I have two grown daughters of my own whom I have educated and prepared to teach school and the two sisters are teaching in the same school this coming school year and taught there together last year. The name of this school is the "Hungry Mountain School", although this school is not located on the mountain as the name indicates but is located at the foot of the mountain.

I did not receive much education; I went to school down here at the old church that was called the Moravian Church. It was a subscription school taught by the man who established that church and it was located on the Bill Balintine place, the name of the teacher being T. M. Rights who was a full fledged, red-faced Dutchman from the state of Pennsylvania. I don't understand now what his church stood for unless it was for people to quit lying, stealing and cheating their neighbors. Anyhow, my stepmother asked me to go with her into this church and I did, and I remember Mr. Rights baptized us just like Methodist preachers did and some of the people who went into this church with us were the Rosses, Hintons, Balintines and Uncle Bob Meigs and his family. In fact, all of those old timers who believed in doing right belonged to that Moravian Church. 

My sister got a good education; she is right smart younger than I am and she attended the school that was started up later and she was permitted to attend the Female Seminary just the same as any Indian girl and she was not an enrolled Indian and none of her folks were enrolled Indians, but she got in this school just the same and how Daddy got her in, I don't know.

I remember we had a Baptist Mission School located north of town, but of course, it's in town now, right about where Buck Wyly lives, or just across the street east of the Tahlequah High School.

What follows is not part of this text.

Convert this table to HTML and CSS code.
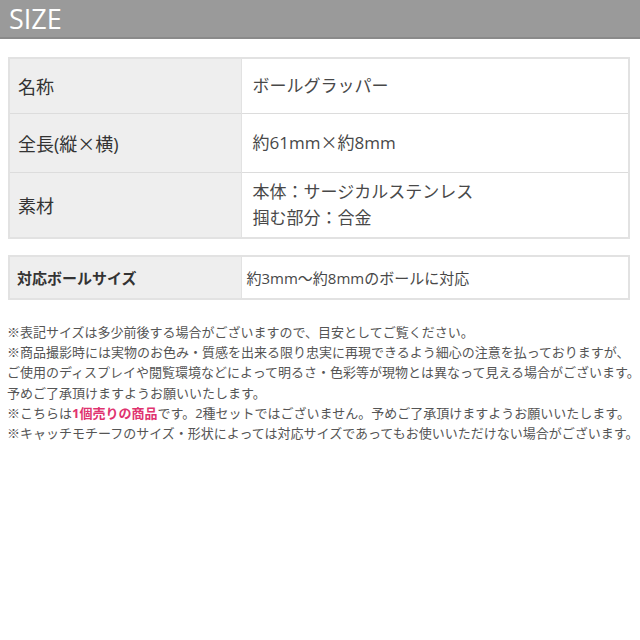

The man who had charge of that school about that time was named Rogers and he preached at his own Mission and was probably the first white man preacher who ever preached at what was then known as the White Oak Indian Church. The location of Oakville is now known as Qualls, out here in the Cookson Hills, and this man Rogers was also the first white man to preach at Oaks Indian Church. Oaks is near Kansas, Oklahoma.

Darius Ward and Uncle Watt Duncan were the preachers at the old Presbyterian Mission in Park Hill about that time and both were known as fine and faithful men.

The pioneer doctors whom I knew were Dr. Blake, Dr. Bartow Fite and Dr. Dick Fite. Dr. Bartow Fite is still living in Muskogee and is the father of Doctors Bartow Pat Fite, Jr. and Dr. Halsell Fite.

Doctor Bartow Fite owns a fine farm about ten miles north of here on Number Ten Highway and the way to go there is to go up Number Ten Highway until you get to the foot of the Sparrow Hawk Hill or Mountain and take that left-hand road to that bunch of houses. That was Dr. Fite's hiding out place when he wanted to rest. Dr. Fite is not past seventy-eight year old.

I was so well acquainted with Mr. Bacone who was a teacher away back there in those pioneer days in that Baptist Mission north of Tahlequah and they had another teacher up there named Carrie Armstrong and this Mr. Bacon thought he ought to be made Superintendent of that Mission but he failed to get that job and left and the next time I heard of him he had started that Bacone school up there near Muskogee and that's where that school got its name.

The Indians and the whites both believed that the old Harris place was haunted and I have seen some strange things up there myself. Right there near where those two Carter tombstones are located I saw strange lights and I never have been able to find out what they could be unless they were some kind of strange spirits.

This place I am living on is part of the Harris place and it runs away back south of here, plumb beyond the Bill Balintine place. My father bought this place from Mr. Harris' daughter after the death of Mr. Harris and her name was Ida Culbertson after her marriage.

Pretty nearly all of the place has been sold by now except six acres here and six acres across that spring branch toward Tahlequah. Everybody who knows that old place where the Carters are buried, knows about those haunts, but I believe some people believe that the old outlaws buried gold around on the place and there have been gold hunters from away off hunting gold all around this place and there are all kinds of holes dug all up and down that hill away over in the east.

The old-time road from Park Hill ran east of us here and later this road was made where it is now on the west of us. We didn't have any roads hardly in the early days but we were not taxed to death, and everybody made a living easily and people were humans then and were not throat cutting all the time. If I had only a pint of milk I would divide it with my neighbor and pay was never thought of.